Wow... How's that for ironic?
A chicken is going to choke the internet...
Must... not... make... "In Soviet Russia..." joke...
Slashdot gets worse every day... Pipedot: News for nerds, without the corporate slant
Bird flu is the new Y2K
Ah, here we go. Look, what do you suppose would have happened to the economy if no one had done any Y2K remediation? I was very busy in advance of that roll-over, and a good number of the clients I worked with would have been out of business without substantial system upgrades. Not just BIOS patches, but extensive code reviews and fixes to giant, sprawling, interdependent systems. For companies that operate (as so many do) on a just-in-time basis for goods and materials, even a week's downtime could mean bankruptcy. Multiply that times thousands of businesses, and you've got a major hit. Some of those are companies that supply medical materials, or deal with food processing, or deal with fuel. You surely aren't one of those people who thought it all could have been simply left well enough alone, are you? I directly experienced work that, left undone, would have resulted in financial ruin for organizations employing thousands of people and delivering important products and services to millions of people.
275 cases of it out of 8 billion people does not a pandemic make
And right up until the flu pandemic of 1918 killed millions of people, it wasn't a pandemic either. Do you approach everything in life with a "we'll deal with it after it happens" strategy? Sometimes that's not as effective. Like, when you can't pay your employees after 1/1/2000, or you're dead from a highly contagious virus and whatnot.
Don't disappoint your bird dog. Go to the range.
That is part of the problem, people thinking they know what they are talking about, but that know squat about the topic.
1.-A responsible government does multitasking. It will have to worry about the citizens' health, but also about the economy keep moving. The amount of people dying would not justify a complete shutdown of all productive activities.

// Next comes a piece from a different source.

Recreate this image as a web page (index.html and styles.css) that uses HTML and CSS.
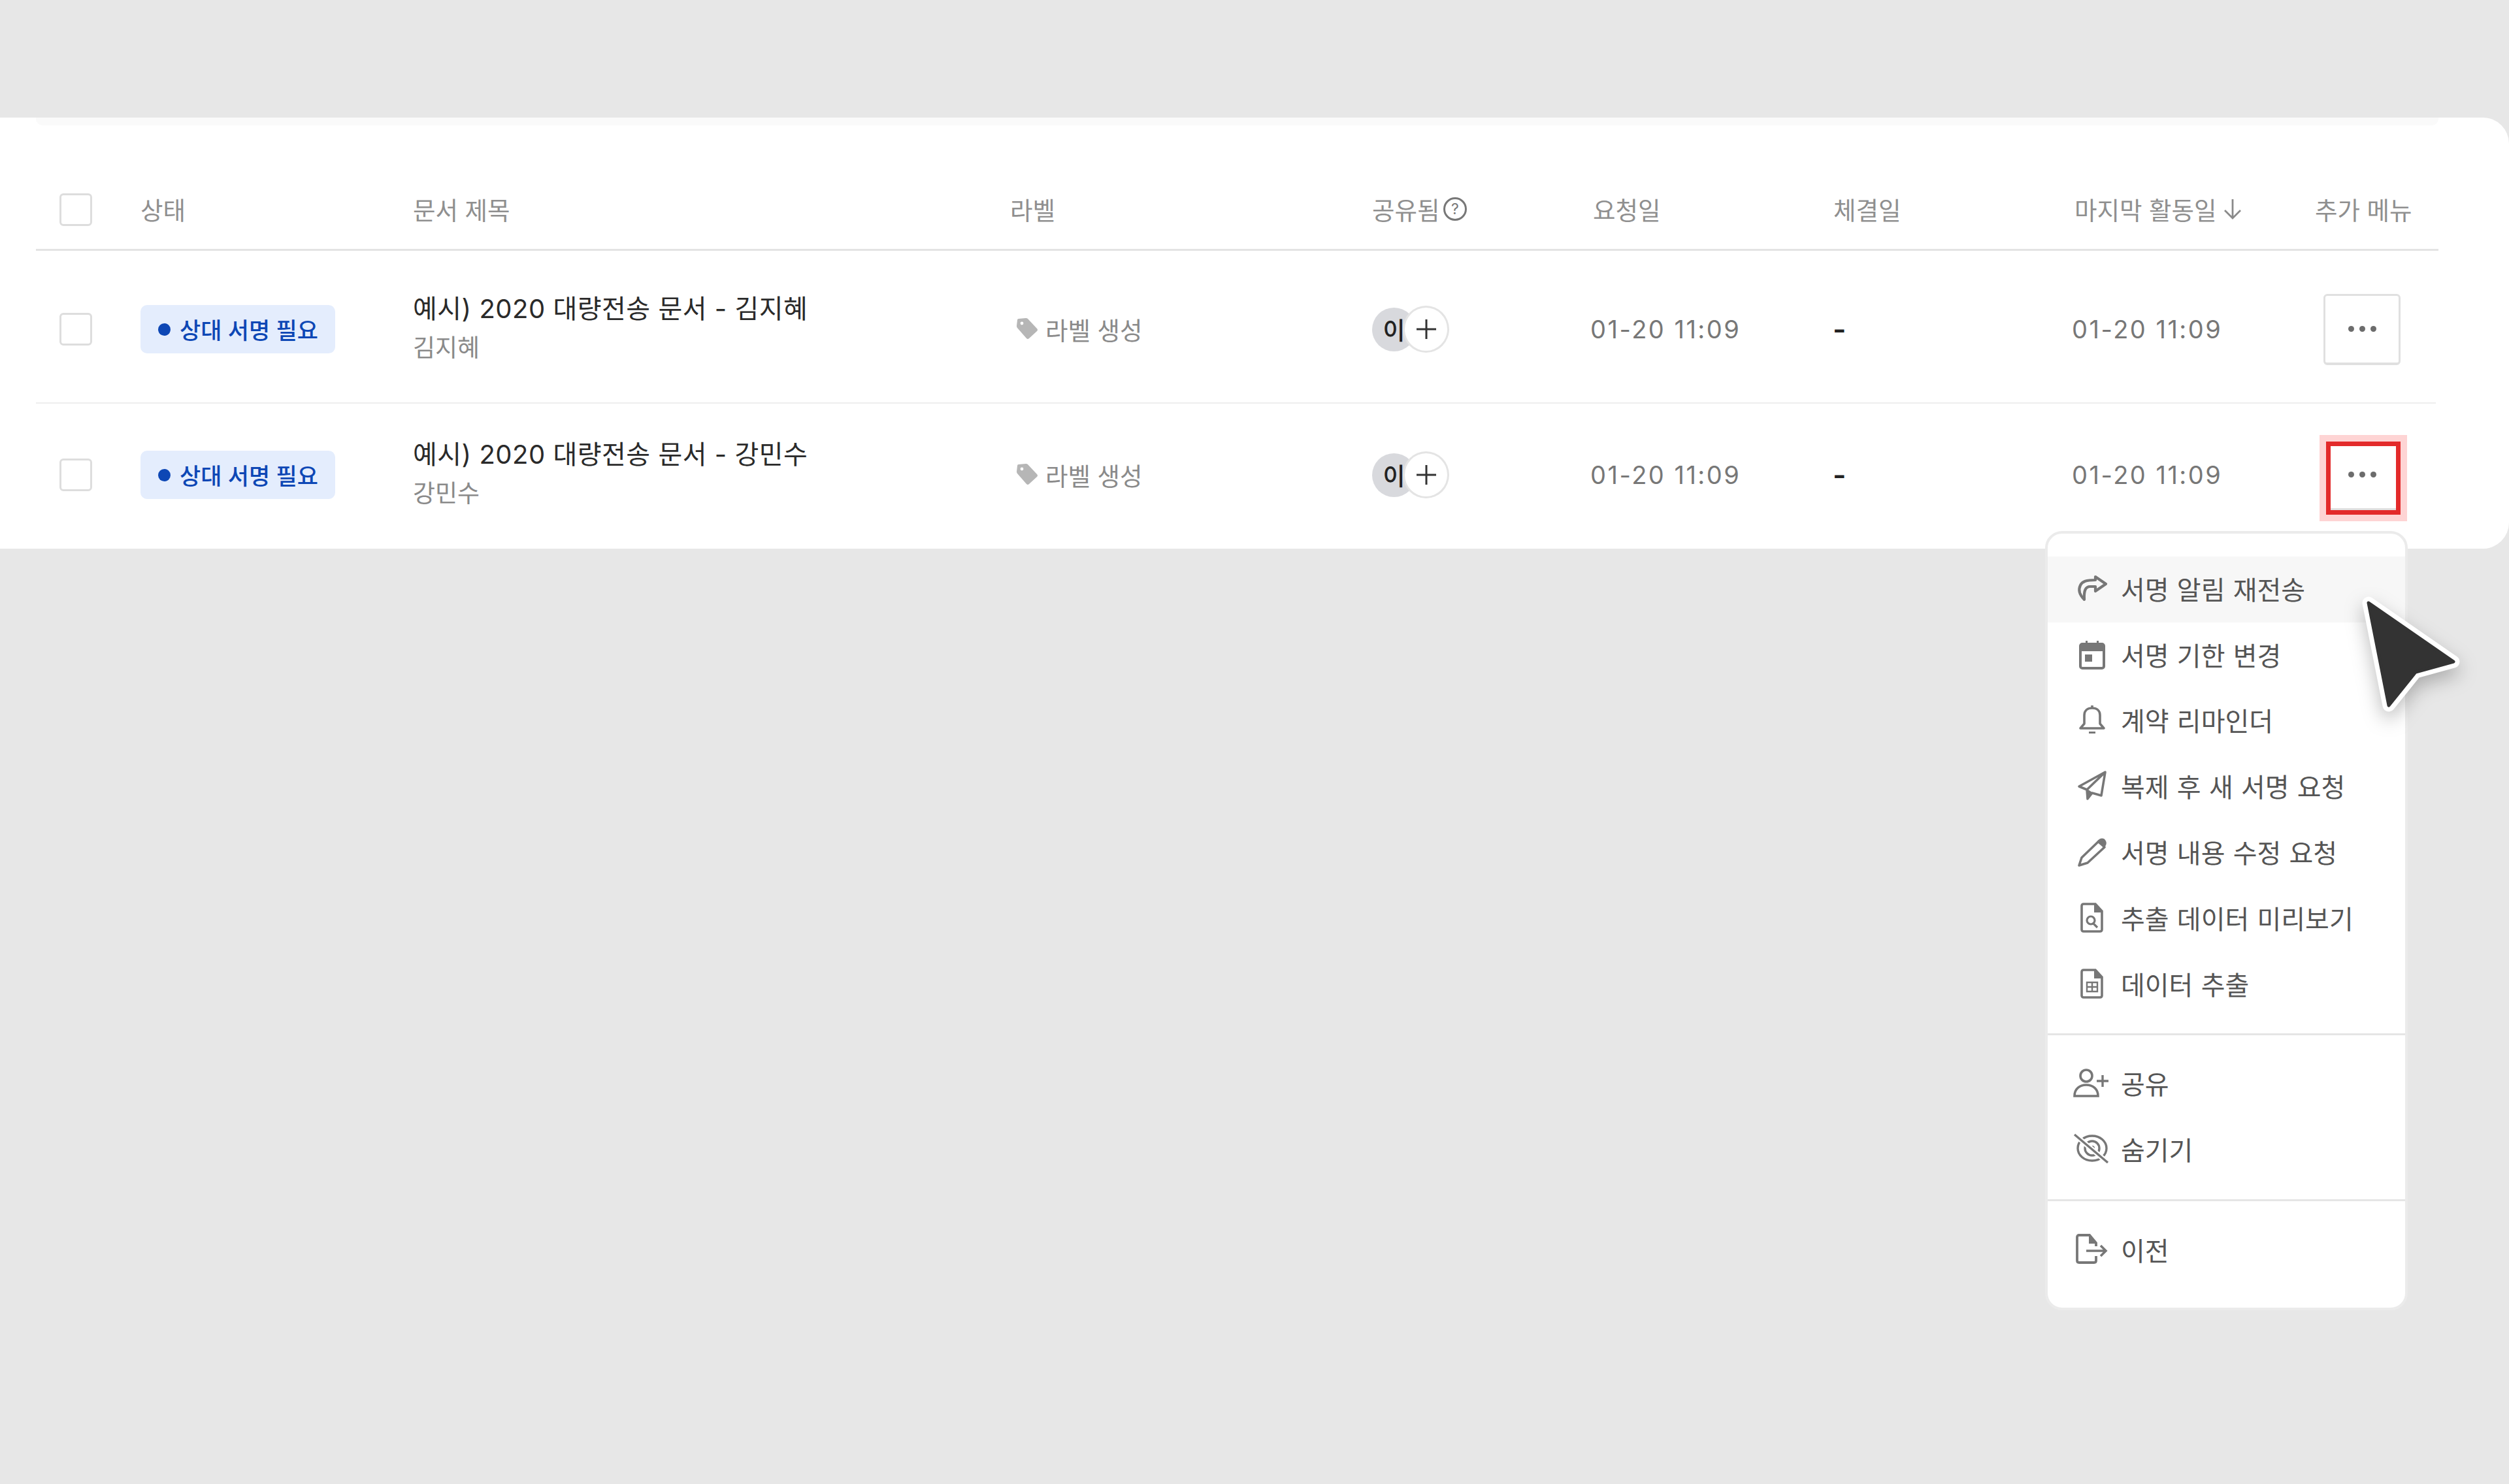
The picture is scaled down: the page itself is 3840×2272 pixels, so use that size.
FILE: index.html
```html
<!DOCTYPE html>
<html lang="ko">
<head>
  <meta charset="UTF-8">
  <meta name="viewport" content="width=device-width, initial-scale=1.0">
  <title>문서 목록</title>
  <link rel="stylesheet" href="styles.css">
</head>
<body>
  <div class="page">
    <div class="panel">
      <div class="panel-strip"></div>

      <div class="row row-head">
        <div class="cell-check"><span class="checkbox"></span></div>
        <div>상태</div>
        <div>문서 제목</div>
        <div>라벨</div>
        <div class="head-icon">공유됨
          <svg class="help" width="38" height="38" viewBox="0 0 38 38"><circle cx="19" cy="19" r="16.5" fill="none" stroke="#777" stroke-width="3"/><text x="19" y="27" text-anchor="middle" font-size="23" fill="#777">?</text></svg>
        </div>
        <div>요청일</div>
        <div>체결일</div>
        <div class="head-icon head-sort">마지막 활동일
          <svg width="30" height="34" viewBox="0 0 30 34"><path d="M15 2V31M3 19L15 31L27 19" fill="none" stroke="#8a8a8a" stroke-width="2.8"/></svg>
        </div>
        <div>추가 메뉴</div>
      </div>

      <div class="row row-first">
        <div class="cell-check"><span class="checkbox"></span></div>
        <div><span class="badge"><i class="badge-dot"></i>상대 서명 필요</span></div>
        <div>
          <div class="doc-title">예시) 2020 대량전송 문서 - 김지혜</div>
          <div class="doc-sub">김지혜</div>
        </div>
        <div class="label-cell">
          <svg width="34" height="32" viewBox="0 0 34 32"><path d="M2 3Q2 1 4 1L15 0Q17 0 18 1L32 16Q34 18 32 20L20 31Q18 33 16 31L2 15Q1 14 1 12Z" fill="#b6b6b6"/><circle cx="9" cy="8" r="2.4" fill="#fff"/></svg>
          라벨 생성
        </div>
        <div class="avatars"><span class="avatar">이</span><span class="avatar-add"><svg width="32" height="32" viewBox="0 0 32 32"><path d="M16 1V31M1 16H31" stroke="#333" stroke-width="3"/></svg></span></div>
        <div class="date">01-20 11:09</div>
        <div class="dash">-</div>
        <div class="date">01-20 11:09</div>
        <div><button class="more"><i></i><i></i><i></i></button></div>
      </div>

      <div class="row row-last">
        <div class="cell-check"><span class="checkbox"></span></div>
        <div><span class="badge"><i class="badge-dot"></i>상대 서명 필요</span></div>
        <div>
          <div class="doc-title">예시) 2020 대량전송 문서 - 강민수</div>
          <div class="doc-sub">강민수</div>
        </div>
        <div class="label-cell">
          <svg width="34" height="32" viewBox="0 0 34 32"><path d="M2 3Q2 1 4 1L15 0Q17 0 18 1L32 16Q34 18 32 20L20 31Q18 33 16 31L2 15Q1 14 1 12Z" fill="#b6b6b6"/><circle cx="9" cy="8" r="2.4" fill="#fff"/></svg>
          라벨 생성
        </div>
        <div class="avatars"><span class="avatar">이</span><span class="avatar-add"><svg width="32" height="32" viewBox="0 0 32 32"><path d="M16 1V31M1 16H31" stroke="#333" stroke-width="3"/></svg></span></div>
        <div class="date">01-20 11:09</div>
        <div class="dash">-</div>
        <div class="date">01-20 11:09</div>
        <div><button class="more"><i></i><i></i><i></i></button></div>
      </div>
    </div>

    <!-- annotation over the second row's button -->
    <div class="highlight"></div>

    <div class="menu">
      <div class="menu-group menu-group-top">
        <div class="menu-item active">
          <svg class="icon" viewBox="0 0 48 48"><path d="M29 6L45 17L29 28V21H21C14 21 11 27 12 41C5 34 2 27 6 19C9 13 15 11 29 11Z" fill="none" stroke="#777" stroke-width="4.2" stroke-linejoin="round"/></svg>
          서명 알림 재전송
        </div>
        <div class="menu-item">
          <svg class="icon" viewBox="0 0 48 48"><rect x="6" y="8" width="36" height="37" rx="3" fill="none" stroke="#777" stroke-width="4"/><path d="M5 9H43V19H5ZM14 3H17V9H14ZM31 3H34V9H31ZM13 24H24V35H13Z" fill="#777"/></svg>
          서명 기한 변경
        </div>
        <div class="menu-item">
          <svg class="icon" viewBox="0 0 48 48"><path d="M6 37L12 30V17C12 10 17 6 24 6C31 6 36 10 36 17V30L42 37ZM24 2V6" fill="none" stroke="#777" stroke-width="3.6" stroke-linejoin="round"/><path d="M19 42H29V45H19Z" fill="#777"/></svg>
          계약 리마인더
        </div>
        <div class="menu-item">
          <svg class="icon" viewBox="0 0 48 48"><path d="M44 3L4 25L16 30L17 44L24 35L38 39ZM44 3L16 30" fill="none" stroke="#777" stroke-width="3.6" stroke-linejoin="round"/><path d="M15 28L24 34L17 44Z" fill="#777"/></svg>
          복제 후 새 서명 요청
        </div>
        <div class="menu-item">
          <svg class="icon" viewBox="0 0 48 48"><path d="M4 45L8 33L34 8L43 17L17 41Z" fill="none" stroke="#777" stroke-width="3.6" stroke-linejoin="round"/><path d="M31 9C35 3 41 2 44 6C47 10 46 14 42 18Z" fill="#777"/></svg>
          서명 내용 수정 요청
        </div>
        <div class="menu-item">
          <svg class="icon" viewBox="0 0 48 48"><path d="M11 3H29L39 14V42Q39 45 36 45H11Q8 45 8 42V6Q8 3 11 3Z" fill="none" stroke="#777" stroke-width="3.6"/><path d="M27 3L40 16H27Z" fill="#777"/><circle cx="22" cy="28" r="6" fill="none" stroke="#777" stroke-width="3.2"/><path d="M26 33L32 39" stroke="#777" stroke-width="3.2"/></svg>
          추출 데이터 미리보기
        </div>
        <div class="menu-item">
          <svg class="icon" viewBox="0 0 48 48"><path d="M11 3H29L39 14V42Q39 45 36 45H11Q8 45 8 42V6Q8 3 11 3Z" fill="none" stroke="#777" stroke-width="3.6"/><path d="M27 3L40 16H27Z" fill="#777"/><path d="M16 22H32V36H16ZM24 22V36M16 29H32" fill="none" stroke="#777" stroke-width="2.4"/></svg>
          데이터 추출
        </div>
      </div>
      <div class="menu-group">
        <div class="menu-item">
          <svg class="icon" viewBox="0 0 48 48"><circle cx="15" cy="13" r="9" fill="none" stroke="#777" stroke-width="3.6"/><path d="M-3 44C-3 33 5 27 15 27C25 27 33 33 33 44Z" fill="none" stroke="#777" stroke-width="3.6"/><path d="M31 21H49M40 12V30" stroke="#777" stroke-width="3.4"/></svg>
          공유
        </div>
        <div class="menu-item">
          <svg class="icon" viewBox="0 0 48 48"><ellipse cx="24" cy="23" rx="22" ry="19" fill="none" stroke="#777" stroke-width="3.4"/><circle cx="24" cy="23" r="11" fill="none" stroke="#777" stroke-width="3.4"/><circle cx="24" cy="23" r="4" fill="#777"/><path d="M-3 2L48 45" stroke="#fff" stroke-width="8"/><path d="M-3 2L48 45" stroke="#777" stroke-width="3.4"/></svg>
          숨기기
        </div>
      </div>
      <div class="menu-group menu-group-bottom">
        <div class="menu-item">
          <svg class="icon" viewBox="0 0 48 48"><path d="M30 19V14L20 2H4Q1 2 1 5V41Q1 44 4 44H27Q30 44 30 41V34" fill="none" stroke="#777" stroke-width="3.8"/><path d="M19 2L31 15H19Z" fill="#777"/><path d="M15 26H45M37 18L45 26L37 34" fill="none" stroke="#777" stroke-width="3.6"/></svg>
          이전
        </div>
      </div>
    </div>

    <svg class="cursor" width="190" height="190" viewBox="0 0 190 190"><path d="M25 23L155 113L97 129L56 180Z" fill="#333" stroke="#fff" stroke-width="19" stroke-linejoin="round"/><path d="M25 23L155 113L97 129L56 180Z" fill="#333" stroke="#333" stroke-width="5" stroke-linejoin="round"/></svg>
  </div>
</body>
</html>
```

FILE: styles.css
```css
* {
  box-sizing: border-box;
}

body {
  font-family: Inter, "Noto Sans CJK KR", sans-serif;
  margin: 0;
  background: #e7e7e7;
  color: #222;
}

.page {
  position: relative;
  height: 2272px;
  padding-top: 180px;
  overflow: hidden;
}

.panel {
  background: #fff;
  border-radius: 0 40px 40px 0;
  padding: 0 108px 0 55px;
  height: 660px;
}

.panel-strip {
  height: 12px;
  background: #fafafa;
  border-radius: 0 0 10px 10px;
}

.row {
  display: grid;
  grid-template-columns: 160px 417px 914px 554px 338px 368px 369px 368px 189px;
  align-items: center;
  font-size: 37.5px;
}

.row-head {
  height: 192px;
  padding-top: 99px;
  align-items: start;
  border-bottom: 3px solid #e3e3e3;
  color: #8f8f8f;
  margin-bottom: 8px;
}

.row-head > div {
  height: 60px;
  display: flex;
  align-items: center;
  padding-bottom: 3px;
}

.row-head > .cell-check {
  padding-bottom: 0;
}

.row-first {
  height: 226px;
  border-bottom: 2px solid #eee;
  margin-right: 4px;
}

.row-last {
  height: 222px;
  padding-bottom: 4px;
}

.cell-check {
  padding-left: 36px;
}

.checkbox {
  display: block;
  width: 50px;
  height: 50px;
  border: 3px solid #ddd;
  border-radius: 6px;
  background: #fff;
}

.head-icon {
  gap: 4px;
}

.head-sort {
  gap: 9px;
}

.badge {
  display: inline-flex;
  align-items: center;
  height: 74px;
  width: 298px;
  padding-left: 27px;
  padding-bottom: 2px;
  gap: 14px;
  border-radius: 10px;
  background: #e4edfd;
  color: #0d47b5;
  font-size: 35px;
  font-weight: 500;
}

.badge-dot {
  width: 19px;
  height: 19px;
  border-radius: 50%;
  background: #0d47b5;
  margin-top: 2px;
}

.doc-title {
  font-size: 40px;
  letter-spacing: 0.5px;
  line-height: 60px;
  margin-top: -4px;
  margin-bottom: 2px;
  color: #2a2a2a;
}

.doc-sub {
  font-size: 37px;
  line-height: 56px;
  color: #8a8a8a;
}

.label-cell {
  display: flex;
  align-items: center;
  gap: 11px;
  padding-left: 9px;
  padding-bottom: 2px;
  color: #8a8a8a;
}

.avatars {
  display: flex;
  align-items: center;
}

.avatar {
  width: 67px;
  height: 67px;
  border-radius: 50%;
  background: #d8d9dd;
  font-size: 37px;
  font-weight: 500;
  color: #222;
  display: flex;
  align-items: center;
  justify-content: center;
}

.avatar-add {
  width: 71px;
  height: 72px;
  margin-left: -20px;
  border-radius: 50%;
  border: 3px solid #e4e4e4;
  background: #fff;
  display: flex;
  align-items: center;
  justify-content: center;
}

.date {
  font-size: 38px;
  letter-spacing: 2.5px;
  color: #777;
  margin-left: -4px;
}

.dash {
  font-size: 44px;
  font-weight: 600;
  margin-left: -1px;
}

.more {
  display: flex;
  align-items: center;
  justify-content: center;
  gap: 8px;
  width: 118px;
  height: 109px;
  margin-left: 13px;
  border: 3px solid #e0e0e0;
  border-bottom-width: 4px;
  border-radius: 6px;
  background: #fff;
  padding: 0;
}

.more i {
  width: 9px;
  height: 9px;
  border-radius: 50%;
  background: #6c6c6c;
}

.highlight {
  position: absolute;
  left: 3560px;
  top: 676px;
  width: 114px;
  height: 112px;
  border: 7px solid #e32a2a;
  box-shadow: 0 0 0 10px #fed4d4;
}

.menu {
  position: absolute;
  left: 3130px;
  top: 813px;
  width: 555px;
  height: 1193px;
  background: #fff;
  border: 4px solid #ebebeb;
  border-radius: 26px;
  color: #555;
}

.menu-group {
  padding: 24px 0 25px;
  border-bottom: 3px solid #e5e5e5;
}

.menu-group-top {
  padding-top: 35px;
  padding-bottom: 24.4px;
}

.menu-group-bottom {
  padding-top: 26px;
  border-bottom: 0;
}

.menu-item {
  display: flex;
  align-items: center;
  gap: 20px;
  height: 100.8px;
  padding-left: 44px;
  padding-bottom: 3px;
  font-size: 40px;
  word-spacing: 1px;
}

.menu-item.active {
  background: #f7f7f7;
}

.icon {
  width: 48px;
  height: 48px;
  overflow: visible;
  flex-shrink: 0;
}

.cursor {
  position: absolute;
  left: 3600px;
  top: 900px;
  filter: drop-shadow(0 12px 14px rgba(0, 0, 0, 0.25));
}
```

2.- Bird flu is dangerous because it has proben to infect humans, generally with high index of mortality. This by itself is not a problem. The problem is that virus mutate (don't believe idiotic creationists and the like), and eventually one will find a mutation that will allow infection from human to human. I hope you have not forgotten that this virus is highly lethal.
3.- Your cavalier attitude parades your ignorance. You will not need your parrot to get infected, any person infected could infect you in case a pandemic takes place.
4.- If you think all is hype you clearly need to broaden your education, it is sorely lacking.
IANAL but write like a drunk one.
No, the poster is exactly right. The bird flu is the new Y2K. That is, lots of people who know what they are doing are working hard at mitigating the risks while the press jabbers on blindly with scare stores.
The thing that people don't seem to realize about "bird flu" is that its really just one part of a larger issue. No one really knows if it will make the jump to human-to-human transmission. The people who know what the hell they are doing are doing their best to reduce that chance. (By preventing bird-to-human infections.) But the larger issue is that an entirely different disease that is currently neither known nor tracked could do the same thing. The chance of some other unknown disease becoming a pandemic is probably more likely than that of "bird flu" becoming a pandemic.
If "bird flu" never comes to anything, it may well be precisely because a lot of doctors and biologists worked very hard to prevent it. And if "bird flu" never comes to anything, the press will probably ignorantly blather on about how maybe the original fears were overblown just like today they are blathering on with panic and scare stories. Just like Y2K.